— Begin INFORMATION SHOWN —

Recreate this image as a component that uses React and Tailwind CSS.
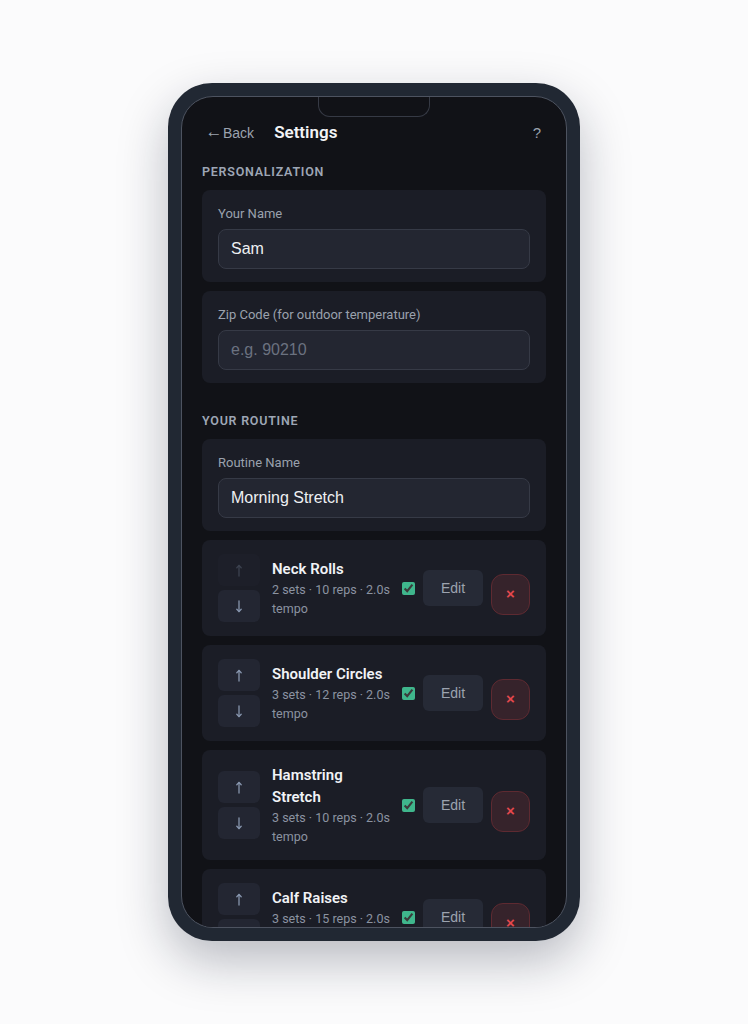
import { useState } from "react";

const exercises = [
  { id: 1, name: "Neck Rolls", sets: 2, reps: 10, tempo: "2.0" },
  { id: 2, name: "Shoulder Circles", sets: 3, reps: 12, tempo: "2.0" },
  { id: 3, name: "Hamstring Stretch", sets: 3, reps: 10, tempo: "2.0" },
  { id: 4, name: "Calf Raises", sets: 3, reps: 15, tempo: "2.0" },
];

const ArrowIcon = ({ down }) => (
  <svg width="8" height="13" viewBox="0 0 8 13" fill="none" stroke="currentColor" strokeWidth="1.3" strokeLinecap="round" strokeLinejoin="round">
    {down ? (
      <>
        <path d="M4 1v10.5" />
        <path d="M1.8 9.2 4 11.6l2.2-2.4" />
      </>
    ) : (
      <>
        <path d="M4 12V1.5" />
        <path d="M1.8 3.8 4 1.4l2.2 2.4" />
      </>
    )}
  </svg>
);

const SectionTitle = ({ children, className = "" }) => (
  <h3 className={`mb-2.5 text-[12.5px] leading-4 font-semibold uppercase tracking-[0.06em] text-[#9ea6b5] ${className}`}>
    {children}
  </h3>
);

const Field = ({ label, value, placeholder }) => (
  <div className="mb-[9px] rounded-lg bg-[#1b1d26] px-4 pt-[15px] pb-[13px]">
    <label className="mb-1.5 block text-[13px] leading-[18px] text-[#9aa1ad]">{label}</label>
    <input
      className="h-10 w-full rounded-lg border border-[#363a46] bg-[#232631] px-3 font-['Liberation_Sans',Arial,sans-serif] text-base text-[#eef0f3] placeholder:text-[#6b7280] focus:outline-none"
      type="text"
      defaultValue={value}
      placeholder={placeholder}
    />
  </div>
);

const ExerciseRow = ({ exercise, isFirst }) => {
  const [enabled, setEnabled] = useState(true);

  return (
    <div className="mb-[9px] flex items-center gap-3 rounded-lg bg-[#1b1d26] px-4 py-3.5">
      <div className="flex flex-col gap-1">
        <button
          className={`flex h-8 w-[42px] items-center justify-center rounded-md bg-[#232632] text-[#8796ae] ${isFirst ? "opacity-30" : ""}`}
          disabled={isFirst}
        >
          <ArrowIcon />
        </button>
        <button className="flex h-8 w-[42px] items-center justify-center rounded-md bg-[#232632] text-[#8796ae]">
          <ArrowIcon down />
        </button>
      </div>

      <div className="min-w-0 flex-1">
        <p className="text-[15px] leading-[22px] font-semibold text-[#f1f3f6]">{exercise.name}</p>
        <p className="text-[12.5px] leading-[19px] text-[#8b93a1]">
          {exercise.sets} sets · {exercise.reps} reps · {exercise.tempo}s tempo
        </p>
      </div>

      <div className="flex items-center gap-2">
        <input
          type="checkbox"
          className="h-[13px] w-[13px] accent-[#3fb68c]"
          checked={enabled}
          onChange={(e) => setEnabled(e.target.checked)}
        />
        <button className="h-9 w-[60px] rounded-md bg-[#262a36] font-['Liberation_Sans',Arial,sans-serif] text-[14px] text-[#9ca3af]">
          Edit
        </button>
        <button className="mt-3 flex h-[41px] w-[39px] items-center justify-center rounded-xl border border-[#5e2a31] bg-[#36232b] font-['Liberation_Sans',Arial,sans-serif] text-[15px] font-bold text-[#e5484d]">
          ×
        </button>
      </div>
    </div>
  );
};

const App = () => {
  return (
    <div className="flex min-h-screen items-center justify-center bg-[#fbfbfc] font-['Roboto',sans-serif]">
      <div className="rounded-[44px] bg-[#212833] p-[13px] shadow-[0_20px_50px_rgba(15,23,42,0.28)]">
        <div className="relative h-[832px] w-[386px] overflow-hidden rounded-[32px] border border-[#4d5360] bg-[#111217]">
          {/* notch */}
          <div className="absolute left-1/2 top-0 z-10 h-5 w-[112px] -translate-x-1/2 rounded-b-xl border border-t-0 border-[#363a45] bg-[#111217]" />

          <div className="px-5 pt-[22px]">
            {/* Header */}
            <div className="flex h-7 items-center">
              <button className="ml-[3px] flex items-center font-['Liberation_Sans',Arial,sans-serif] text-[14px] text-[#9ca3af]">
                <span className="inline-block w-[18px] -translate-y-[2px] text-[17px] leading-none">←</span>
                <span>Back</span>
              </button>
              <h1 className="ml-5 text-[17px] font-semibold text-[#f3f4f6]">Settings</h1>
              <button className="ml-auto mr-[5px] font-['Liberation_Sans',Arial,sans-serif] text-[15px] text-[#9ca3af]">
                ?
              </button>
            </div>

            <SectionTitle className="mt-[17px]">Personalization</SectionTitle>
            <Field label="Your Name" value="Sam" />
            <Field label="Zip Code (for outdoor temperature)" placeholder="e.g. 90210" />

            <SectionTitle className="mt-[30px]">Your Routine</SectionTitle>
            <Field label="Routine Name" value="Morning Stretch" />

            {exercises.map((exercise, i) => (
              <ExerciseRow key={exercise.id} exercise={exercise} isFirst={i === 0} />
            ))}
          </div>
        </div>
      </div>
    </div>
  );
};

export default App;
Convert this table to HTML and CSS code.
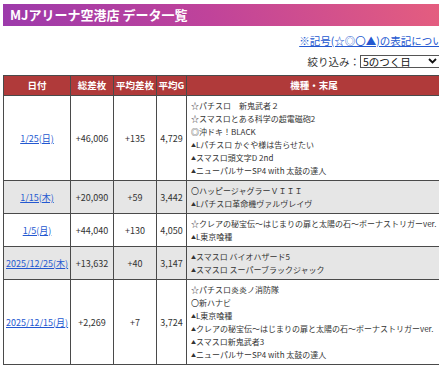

— End INFORMATION SHOWN —

### [TASK STATEMENT]
Quote the listing above in full, except for the pictures.

### [CORRECT ANSWER]
Recreate this image as a component that uses React and Tailwind CSS.
import { useState } from "react";

const exercises = [
  { id: 1, name: "Neck Rolls", sets: 2, reps: 10, tempo: "2.0" },
  { id: 2, name: "Shoulder Circles", sets: 3, reps: 12, tempo: "2.0" },
  { id: 3, name: "Hamstring Stretch", sets: 3, reps: 10, tempo: "2.0" },
  { id: 4, name: "Calf Raises", sets: 3, reps: 15, tempo: "2.0" },
];

const ArrowIcon = ({ down }) => (
  <svg width="8" height="13" viewBox="0 0 8 13" fill="none" stroke="currentColor" strokeWidth="1.3" strokeLinecap="round" strokeLinejoin="round">
    {down ? (
      <>
        <path d="M4 1v10.5" />
        <path d="M1.8 9.2 4 11.6l2.2-2.4" />
      </>
    ) : (
      <>
        <path d="M4 12V1.5" />
        <path d="M1.8 3.8 4 1.4l2.2 2.4" />
      </>
    )}
  </svg>
);

const SectionTitle = ({ children, className = "" }) => (
  <h3 className={`mb-2.5 text-[12.5px] leading-4 font-semibold uppercase tracking-[0.06em] text-[#9ea6b5] ${className}`}>
    {children}
  </h3>
);

const Field = ({ label, value, placeholder }) => (
  <div className="mb-[9px] rounded-lg bg-[#1b1d26] px-4 pt-[15px] pb-[13px]">
    <label className="mb-1.5 block text-[13px] leading-[18px] text-[#9aa1ad]">{label}</label>
    <input
      className="h-10 w-full rounded-lg border border-[#363a46] bg-[#232631] px-3 font-['Liberation_Sans',Arial,sans-serif] text-base text-[#eef0f3] placeholder:text-[#6b7280] focus:outline-none"
      type="text"
      defaultValue={value}
      placeholder={placeholder}
    />
  </div>
);

const ExerciseRow = ({ exercise, isFirst }) => {
  const [enabled, setEnabled] = useState(true);

  return (
    <div className="mb-[9px] flex items-center gap-3 rounded-lg bg-[#1b1d26] px-4 py-3.5">
      <div className="flex flex-col gap-1">
        <button
          className={`flex h-8 w-[42px] items-center justify-center rounded-md bg-[#232632] text-[#8796ae] ${isFirst ? "opacity-30" : ""}`}
          disabled={isFirst}
        >
          <ArrowIcon />
        </button>
        <button className="flex h-8 w-[42px] items-center justify-center rounded-md bg-[#232632] text-[#8796ae]">
          <ArrowIcon down />
        </button>
      </div>

      <div className="min-w-0 flex-1">
        <p className="text-[15px] leading-[22px] font-semibold text-[#f1f3f6]">{exercise.name}</p>
        <p className="text-[12.5px] leading-[19px] text-[#8b93a1]">
          {exercise.sets} sets · {exercise.reps} reps · {exercise.tempo}s tempo
        </p>
      </div>

      <div className="flex items-center gap-2">
        <input
          type="checkbox"
          className="h-[13px] w-[13px] accent-[#3fb68c]"
          checked={enabled}
          onChange={(e) => setEnabled(e.target.checked)}
        />
        <button className="h-9 w-[60px] rounded-md bg-[#262a36] font-['Liberation_Sans',Arial,sans-serif] text-[14px] text-[#9ca3af]">
          Edit
        </button>
        <button className="mt-3 flex h-[41px] w-[39px] items-center justify-center rounded-xl border border-[#5e2a31] bg-[#36232b] font-['Liberation_Sans',Arial,sans-serif] text-[15px] font-bold text-[#e5484d]">
          ×
        </button>
      </div>
    </div>
  );
};

const App = () => {
  return (
    <div className="flex min-h-screen items-center justify-center bg-[#fbfbfc] font-['Roboto',sans-serif]">
      <div className="rounded-[44px] bg-[#212833] p-[13px] shadow-[0_20px_50px_rgba(15,23,42,0.28)]">
        <div className="relative h-[832px] w-[386px] overflow-hidden rounded-[32px] border border-[#4d5360] bg-[#111217]">
          {/* notch */}
          <div className="absolute left-1/2 top-0 z-10 h-5 w-[112px] -translate-x-1/2 rounded-b-xl border border-t-0 border-[#363a45] bg-[#111217]" />

          <div className="px-5 pt-[22px]">
            {/* Header */}
            <div className="flex h-7 items-center">
              <button className="ml-[3px] flex items-center font-['Liberation_Sans',Arial,sans-serif] text-[14px] text-[#9ca3af]">
                <span className="inline-block w-[18px] -translate-y-[2px] text-[17px] leading-none">←</span>
                <span>Back</span>
              </button>
              <h1 className="ml-5 text-[17px] font-semibold text-[#f3f4f6]">Settings</h1>
              <button className="ml-auto mr-[5px] font-['Liberation_Sans',Arial,sans-serif] text-[15px] text-[#9ca3af]">
                ?
              </button>
            </div>

            <SectionTitle className="mt-[17px]">Personalization</SectionTitle>
            <Field label="Your Name" value="Sam" />
            <Field label="Zip Code (for outdoor temperature)" placeholder="e.g. 90210" />

            <SectionTitle className="mt-[30px]">Your Routine</SectionTitle>
            <Field label="Routine Name" value="Morning Stretch" />

            {exercises.map((exercise, i) => (
              <ExerciseRow key={exercise.id} exercise={exercise} isFirst={i === 0} />
            ))}
          </div>
        </div>
      </div>
    </div>
  );
};

export default App;
Convert this table to HTML and CSS code.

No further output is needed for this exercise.